Thatcher’s Chancellor Nigel Lawson wrote in his memoirs, “once it was clear the regulatory and environmental responsibilities would remain in the public sector, privatisation never looked seriously at risk”. In other words, the government agreed to nationalise the costs, and only privatise the profit-making parts of the water industry.
In the first 17 years of privatisation, water bills increased by 39 per cent above the rate of inflation. A Greenwich University study covering that period found “operating costs have remained roughly constant in real terms: the increase in customers’ bills is almost entirely due to the various elements associated with the capital – capital charges, interest, and profits.”

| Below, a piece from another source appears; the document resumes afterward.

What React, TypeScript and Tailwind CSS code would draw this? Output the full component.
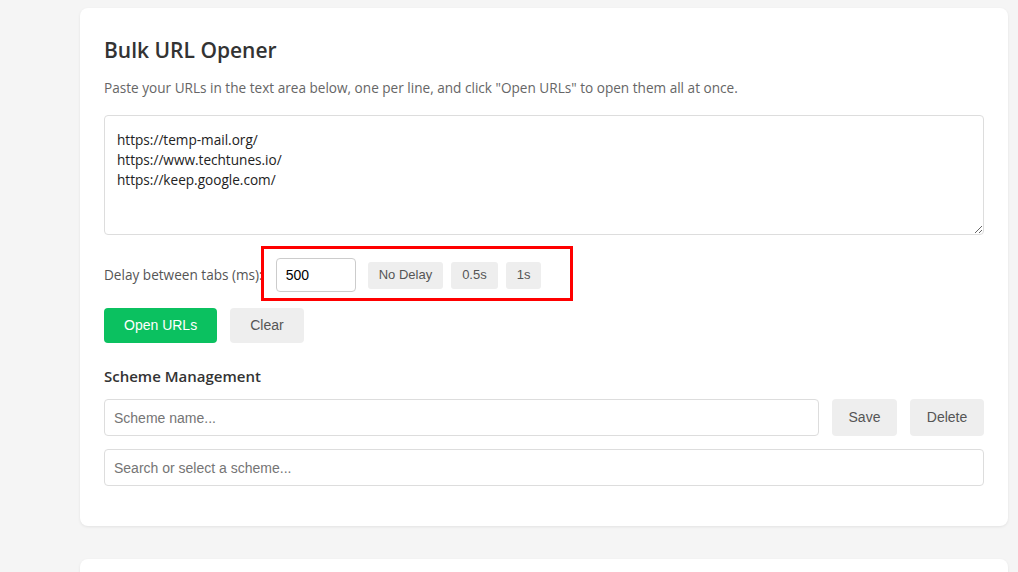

The costs of privatisation are driving inflation and weakening our economy. When people are spending more as a proportion of their incomes on bills they have less to spend in the job-creating parts of the economy – shops, pubs and restaurants, and their supply chains.
No wonder the Undertones frontman turned water campaigner Feargal Sharkey has called for Reed to resign.
Pretending that taking public ownership is prohibitively expensive is a lie. If water companies had not been allowed to keep hiking prices and had been forced to invest to prevent pollution (i.e. if they had been properly regulated), they would have gone bust.
This new Labour government has let people down. It has slumped to just 22 per cent in the polls and has an approval rating of just 12 per cent.
Instead, people are feeling worse off, and let down.